* [DIRECTIONS] Retype the complete listing exactly as it appears.

--

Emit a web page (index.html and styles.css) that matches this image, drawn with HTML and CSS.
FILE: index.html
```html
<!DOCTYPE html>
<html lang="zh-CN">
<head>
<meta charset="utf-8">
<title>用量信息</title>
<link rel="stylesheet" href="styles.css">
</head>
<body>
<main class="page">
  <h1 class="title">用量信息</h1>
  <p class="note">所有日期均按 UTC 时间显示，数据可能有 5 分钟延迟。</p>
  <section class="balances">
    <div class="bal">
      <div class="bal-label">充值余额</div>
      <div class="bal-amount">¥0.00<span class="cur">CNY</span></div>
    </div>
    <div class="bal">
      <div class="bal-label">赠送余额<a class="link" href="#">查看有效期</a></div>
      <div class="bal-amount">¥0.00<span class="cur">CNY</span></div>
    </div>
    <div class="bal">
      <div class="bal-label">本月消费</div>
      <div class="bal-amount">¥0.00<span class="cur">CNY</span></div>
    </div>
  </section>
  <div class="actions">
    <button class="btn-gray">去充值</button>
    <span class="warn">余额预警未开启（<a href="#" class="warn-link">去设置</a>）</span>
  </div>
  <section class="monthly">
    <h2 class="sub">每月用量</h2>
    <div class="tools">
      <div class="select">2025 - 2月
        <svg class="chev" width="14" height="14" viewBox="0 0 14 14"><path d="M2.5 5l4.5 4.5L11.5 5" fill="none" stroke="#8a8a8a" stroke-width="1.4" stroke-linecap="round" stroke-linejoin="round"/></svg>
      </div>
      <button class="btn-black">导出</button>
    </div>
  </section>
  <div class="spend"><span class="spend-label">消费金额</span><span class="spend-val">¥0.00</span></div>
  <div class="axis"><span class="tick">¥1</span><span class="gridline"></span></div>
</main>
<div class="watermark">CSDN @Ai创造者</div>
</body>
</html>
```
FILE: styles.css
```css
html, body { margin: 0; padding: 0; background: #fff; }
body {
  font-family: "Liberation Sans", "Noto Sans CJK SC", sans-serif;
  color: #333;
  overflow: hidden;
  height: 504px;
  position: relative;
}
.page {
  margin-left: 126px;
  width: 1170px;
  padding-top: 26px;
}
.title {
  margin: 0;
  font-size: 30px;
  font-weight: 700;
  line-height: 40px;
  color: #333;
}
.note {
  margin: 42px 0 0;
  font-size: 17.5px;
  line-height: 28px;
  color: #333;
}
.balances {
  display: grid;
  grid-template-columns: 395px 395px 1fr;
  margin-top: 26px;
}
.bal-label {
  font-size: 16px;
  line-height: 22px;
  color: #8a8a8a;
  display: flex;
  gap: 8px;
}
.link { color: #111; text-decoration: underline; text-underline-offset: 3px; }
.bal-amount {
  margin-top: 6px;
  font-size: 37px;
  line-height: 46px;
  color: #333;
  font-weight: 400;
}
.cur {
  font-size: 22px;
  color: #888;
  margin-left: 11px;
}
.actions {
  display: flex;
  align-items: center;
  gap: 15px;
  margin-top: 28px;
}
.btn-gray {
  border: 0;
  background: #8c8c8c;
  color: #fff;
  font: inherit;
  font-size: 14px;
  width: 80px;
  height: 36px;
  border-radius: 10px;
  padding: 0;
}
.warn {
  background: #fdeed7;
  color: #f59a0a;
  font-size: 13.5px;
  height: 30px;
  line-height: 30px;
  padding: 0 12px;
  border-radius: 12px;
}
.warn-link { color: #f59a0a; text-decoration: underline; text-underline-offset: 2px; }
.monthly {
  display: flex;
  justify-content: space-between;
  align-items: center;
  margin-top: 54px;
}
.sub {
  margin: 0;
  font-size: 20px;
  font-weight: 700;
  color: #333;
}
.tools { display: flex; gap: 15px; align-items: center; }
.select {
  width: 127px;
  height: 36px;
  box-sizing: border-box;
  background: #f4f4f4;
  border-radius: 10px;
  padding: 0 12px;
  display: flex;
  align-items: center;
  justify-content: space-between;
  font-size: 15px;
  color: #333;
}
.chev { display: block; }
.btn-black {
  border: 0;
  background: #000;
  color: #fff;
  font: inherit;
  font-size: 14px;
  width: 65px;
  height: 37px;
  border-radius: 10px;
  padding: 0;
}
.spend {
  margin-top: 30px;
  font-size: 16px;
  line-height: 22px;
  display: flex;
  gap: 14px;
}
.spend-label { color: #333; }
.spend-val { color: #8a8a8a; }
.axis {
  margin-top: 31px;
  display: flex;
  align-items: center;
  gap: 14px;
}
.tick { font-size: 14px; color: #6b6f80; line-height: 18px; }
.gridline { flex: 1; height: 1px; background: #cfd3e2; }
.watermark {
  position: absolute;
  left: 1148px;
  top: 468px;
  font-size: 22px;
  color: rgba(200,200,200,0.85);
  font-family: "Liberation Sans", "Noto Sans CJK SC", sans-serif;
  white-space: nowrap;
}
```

--

* [OUTPUT FOR THIS EXERCISE]
Emit a web page (index.html and styles.css) that matches this image, drawn with HTML and CSS.
FILE: index.html
```html
<!DOCTYPE html>
<html lang="zh-CN">
<head>
<meta charset="utf-8">
<title>用量信息</title>
<link rel="stylesheet" href="styles.css">
</head>
<body>
<main class="page">
  <h1 class="title">用量信息</h1>
  <p class="note">所有日期均按 UTC 时间显示，数据可能有 5 分钟延迟。</p>
  <section class="balances">
    <div class="bal">
      <div class="bal-label">充值余额</div>
      <div class="bal-amount">¥0.00<span class="cur">CNY</span></div>
    </div>
    <div class="bal">
      <div class="bal-label">赠送余额<a class="link" href="#">查看有效期</a></div>
      <div class="bal-amount">¥0.00<span class="cur">CNY</span></div>
    </div>
    <div class="bal">
      <div class="bal-label">本月消费</div>
      <div class="bal-amount">¥0.00<span class="cur">CNY</span></div>
    </div>
  </section>
  <div class="actions">
    <button class="btn-gray">去充值</button>
    <span class="warn">余额预警未开启（<a href="#" class="warn-link">去设置</a>）</span>
  </div>
  <section class="monthly">
    <h2 class="sub">每月用量</h2>
    <div class="tools">
      <div class="select">2025 - 2月
        <svg class="chev" width="14" height="14" viewBox="0 0 14 14"><path d="M2.5 5l4.5 4.5L11.5 5" fill="none" stroke="#8a8a8a" stroke-width="1.4" stroke-linecap="round" stroke-linejoin="round"/></svg>
      </div>
      <button class="btn-black">导出</button>
    </div>
  </section>
  <div class="spend"><span class="spend-label">消费金额</span><span class="spend-val">¥0.00</span></div>
  <div class="axis"><span class="tick">¥1</span><span class="gridline"></span></div>
</main>
<div class="watermark">CSDN @Ai创造者</div>
</body>
</html>
```
FILE: styles.css
```css
html, body { margin: 0; padding: 0; background: #fff; }
body {
  font-family: "Liberation Sans", "Noto Sans CJK SC", sans-serif;
  color: #333;
  overflow: hidden;
  height: 504px;
  position: relative;
}
.page {
  margin-left: 126px;
  width: 1170px;
  padding-top: 26px;
}
.title {
  margin: 0;
  font-size: 30px;
  font-weight: 700;
  line-height: 40px;
  color: #333;
}
.note {
  margin: 42px 0 0;
  font-size: 17.5px;
  line-height: 28px;
  color: #333;
}
.balances {
  display: grid;
  grid-template-columns: 395px 395px 1fr;
  margin-top: 26px;
}
.bal-label {
  font-size: 16px;
  line-height: 22px;
  color: #8a8a8a;
  display: flex;
  gap: 8px;
}
.link { color: #111; text-decoration: underline; text-underline-offset: 3px; }
.bal-amount {
  margin-top: 6px;
  font-size: 37px;
  line-height: 46px;
  color: #333;
  font-weight: 400;
}
.cur {
  font-size: 22px;
  color: #888;
  margin-left: 11px;
}
.actions {
  display: flex;
  align-items: center;
  gap: 15px;
  margin-top: 28px;
}
.btn-gray {
  border: 0;
  background: #8c8c8c;
  color: #fff;
  font: inherit;
  font-size: 14px;
  width: 80px;
  height: 36px;
  border-radius: 10px;
  padding: 0;
}
.warn {
  background: #fdeed7;
  color: #f59a0a;
  font-size: 13.5px;
  height: 30px;
  line-height: 30px;
  padding: 0 12px;
  border-radius: 12px;
}
.warn-link { color: #f59a0a; text-decoration: underline; text-underline-offset: 2px; }
.monthly {
  display: flex;
  justify-content: space-between;
  align-items: center;
  margin-top: 54px;
}
.sub {
  margin: 0;
  font-size: 20px;
  font-weight: 700;
  color: #333;
}
.tools { display: flex; gap: 15px; align-items: center; }
.select {
  width: 127px;
  height: 36px;
  box-sizing: border-box;
  background: #f4f4f4;
  border-radius: 10px;
  padding: 0 12px;
  display: flex;
  align-items: center;
  justify-content: space-between;
  font-size: 15px;
  color: #333;
}
.chev { display: block; }
.btn-black {
  border: 0;
  background: #000;
  color: #fff;
  font: inherit;
  font-size: 14px;
  width: 65px;
  height: 37px;
  border-radius: 10px;
  padding: 0;
}
.spend {
  margin-top: 30px;
  font-size: 16px;
  line-height: 22px;
  display: flex;
  gap: 14px;
}
.spend-label { color: #333; }
.spend-val { color: #8a8a8a; }
.axis {
  margin-top: 31px;
  display: flex;
  align-items: center;
  gap: 14px;
}
.tick { font-size: 14px; color: #6b6f80; line-height: 18px; }
.gridline { flex: 1; height: 1px; background: #cfd3e2; }
.watermark {
  position: absolute;
  left: 1148px;
  top: 468px;
  font-size: 22px;
  color: rgba(200,200,200,0.85);
  font-family: "Liberation Sans", "Noto Sans CJK SC", sans-serif;
  white-space: nowrap;
}
```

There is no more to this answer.